## start
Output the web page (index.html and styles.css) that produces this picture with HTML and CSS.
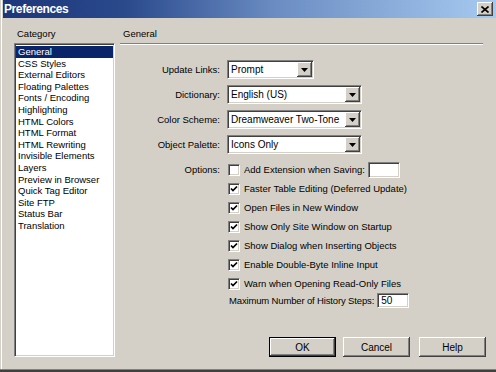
## end
## start
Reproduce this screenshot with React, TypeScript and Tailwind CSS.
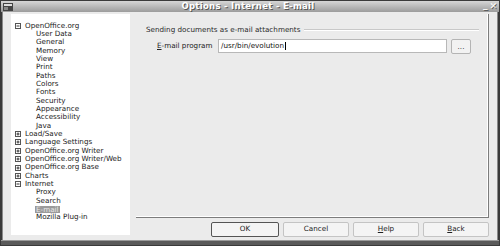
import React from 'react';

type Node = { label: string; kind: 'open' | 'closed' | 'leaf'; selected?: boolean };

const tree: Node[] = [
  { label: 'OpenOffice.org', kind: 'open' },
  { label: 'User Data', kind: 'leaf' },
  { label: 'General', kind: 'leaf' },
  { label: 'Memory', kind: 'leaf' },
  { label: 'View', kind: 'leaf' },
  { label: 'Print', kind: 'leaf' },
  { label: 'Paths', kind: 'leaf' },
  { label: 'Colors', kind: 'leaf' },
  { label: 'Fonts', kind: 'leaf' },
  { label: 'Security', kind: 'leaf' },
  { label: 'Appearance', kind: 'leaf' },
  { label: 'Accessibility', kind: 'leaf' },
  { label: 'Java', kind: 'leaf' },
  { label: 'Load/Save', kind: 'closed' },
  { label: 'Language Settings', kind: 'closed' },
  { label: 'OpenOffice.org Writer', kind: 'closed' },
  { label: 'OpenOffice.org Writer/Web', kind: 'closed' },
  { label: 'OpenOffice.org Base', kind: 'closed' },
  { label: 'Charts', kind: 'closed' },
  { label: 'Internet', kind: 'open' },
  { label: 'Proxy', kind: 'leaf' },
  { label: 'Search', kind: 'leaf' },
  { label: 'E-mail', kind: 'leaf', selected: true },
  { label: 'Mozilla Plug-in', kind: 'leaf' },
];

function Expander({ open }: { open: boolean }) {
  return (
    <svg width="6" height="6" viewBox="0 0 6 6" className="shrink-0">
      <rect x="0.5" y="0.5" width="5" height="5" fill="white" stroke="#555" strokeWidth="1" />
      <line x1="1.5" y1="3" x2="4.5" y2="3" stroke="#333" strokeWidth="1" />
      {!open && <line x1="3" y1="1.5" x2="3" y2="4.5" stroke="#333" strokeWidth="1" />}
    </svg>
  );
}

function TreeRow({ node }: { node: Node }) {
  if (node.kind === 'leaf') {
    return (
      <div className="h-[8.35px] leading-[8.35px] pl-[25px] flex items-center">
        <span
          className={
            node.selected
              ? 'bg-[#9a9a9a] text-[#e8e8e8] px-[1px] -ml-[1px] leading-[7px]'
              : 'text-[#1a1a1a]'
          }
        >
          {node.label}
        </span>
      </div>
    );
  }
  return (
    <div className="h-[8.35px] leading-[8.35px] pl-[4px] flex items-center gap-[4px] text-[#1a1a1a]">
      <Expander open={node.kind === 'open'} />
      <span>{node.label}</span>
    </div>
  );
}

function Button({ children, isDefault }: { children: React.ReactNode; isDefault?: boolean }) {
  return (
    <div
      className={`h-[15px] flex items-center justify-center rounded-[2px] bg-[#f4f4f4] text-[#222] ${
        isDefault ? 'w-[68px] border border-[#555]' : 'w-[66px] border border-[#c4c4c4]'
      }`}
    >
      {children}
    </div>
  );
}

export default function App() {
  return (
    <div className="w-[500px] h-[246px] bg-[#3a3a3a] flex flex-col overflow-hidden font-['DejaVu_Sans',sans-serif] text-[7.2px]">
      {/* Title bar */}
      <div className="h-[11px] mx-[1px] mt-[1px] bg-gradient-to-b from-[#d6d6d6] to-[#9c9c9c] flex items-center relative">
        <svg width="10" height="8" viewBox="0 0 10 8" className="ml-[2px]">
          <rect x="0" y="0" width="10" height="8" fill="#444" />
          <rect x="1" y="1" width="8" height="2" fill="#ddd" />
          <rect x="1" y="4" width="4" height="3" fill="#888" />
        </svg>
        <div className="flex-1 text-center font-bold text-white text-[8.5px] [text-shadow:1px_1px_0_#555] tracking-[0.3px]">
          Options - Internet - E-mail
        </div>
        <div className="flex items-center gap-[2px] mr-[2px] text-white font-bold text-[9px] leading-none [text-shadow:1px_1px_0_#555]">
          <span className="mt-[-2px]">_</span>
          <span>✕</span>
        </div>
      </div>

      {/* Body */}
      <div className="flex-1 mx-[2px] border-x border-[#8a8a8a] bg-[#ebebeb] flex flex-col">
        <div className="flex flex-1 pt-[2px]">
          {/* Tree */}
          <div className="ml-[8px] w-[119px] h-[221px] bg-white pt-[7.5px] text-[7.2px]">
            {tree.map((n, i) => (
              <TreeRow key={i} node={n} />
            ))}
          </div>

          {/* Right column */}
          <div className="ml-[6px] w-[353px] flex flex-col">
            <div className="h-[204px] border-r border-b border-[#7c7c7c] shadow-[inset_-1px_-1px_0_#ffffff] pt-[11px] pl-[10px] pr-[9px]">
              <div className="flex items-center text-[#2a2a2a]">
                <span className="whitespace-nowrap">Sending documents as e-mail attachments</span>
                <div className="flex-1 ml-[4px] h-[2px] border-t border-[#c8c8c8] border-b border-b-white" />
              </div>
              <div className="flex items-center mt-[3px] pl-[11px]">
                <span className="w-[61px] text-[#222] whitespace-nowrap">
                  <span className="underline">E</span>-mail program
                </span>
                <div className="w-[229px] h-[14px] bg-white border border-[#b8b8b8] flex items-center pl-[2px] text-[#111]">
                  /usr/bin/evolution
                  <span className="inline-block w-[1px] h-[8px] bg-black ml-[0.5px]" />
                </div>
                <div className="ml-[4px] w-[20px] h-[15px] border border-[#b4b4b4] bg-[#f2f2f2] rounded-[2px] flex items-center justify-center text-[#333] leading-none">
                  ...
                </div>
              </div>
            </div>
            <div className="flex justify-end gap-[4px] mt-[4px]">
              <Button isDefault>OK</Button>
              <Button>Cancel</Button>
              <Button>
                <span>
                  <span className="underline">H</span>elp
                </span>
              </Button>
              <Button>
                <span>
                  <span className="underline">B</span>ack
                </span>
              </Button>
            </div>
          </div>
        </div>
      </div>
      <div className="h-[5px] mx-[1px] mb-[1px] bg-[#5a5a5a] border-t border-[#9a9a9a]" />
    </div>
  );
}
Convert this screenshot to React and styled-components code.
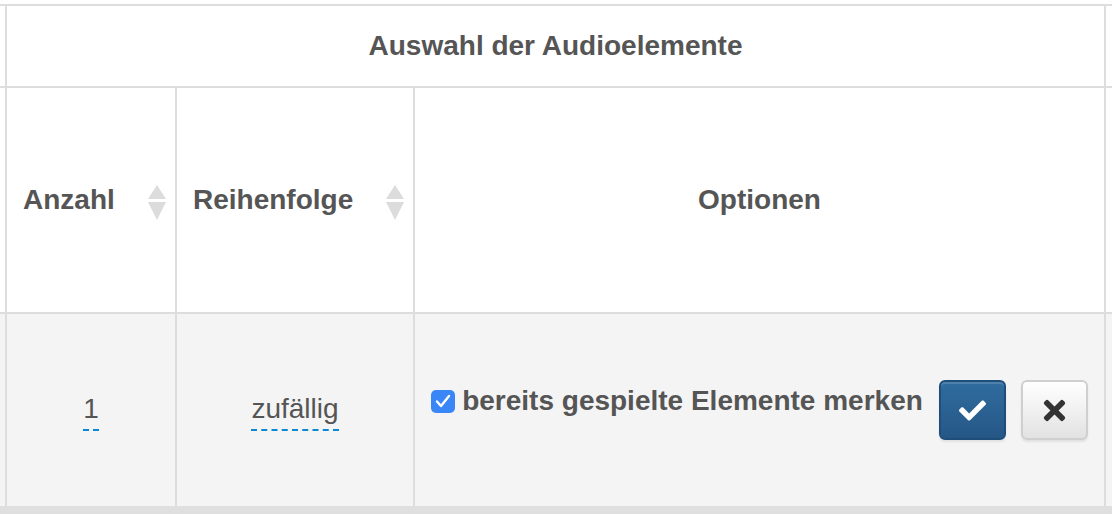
## end
● TASK STATEMENT:
Can you give again only the lines between the one containing "Reproduce this screenshot" and the one containing "string; kind: 'open'", counting both, exactly as they appear and without any pictures?

● EXERCISE ANSWER:
Reproduce this screenshot with React, TypeScript and Tailwind CSS.
import React from 'react';

type Node = { label: string; kind: 'open' | 'closed' | 'leaf'; selected?: boolean };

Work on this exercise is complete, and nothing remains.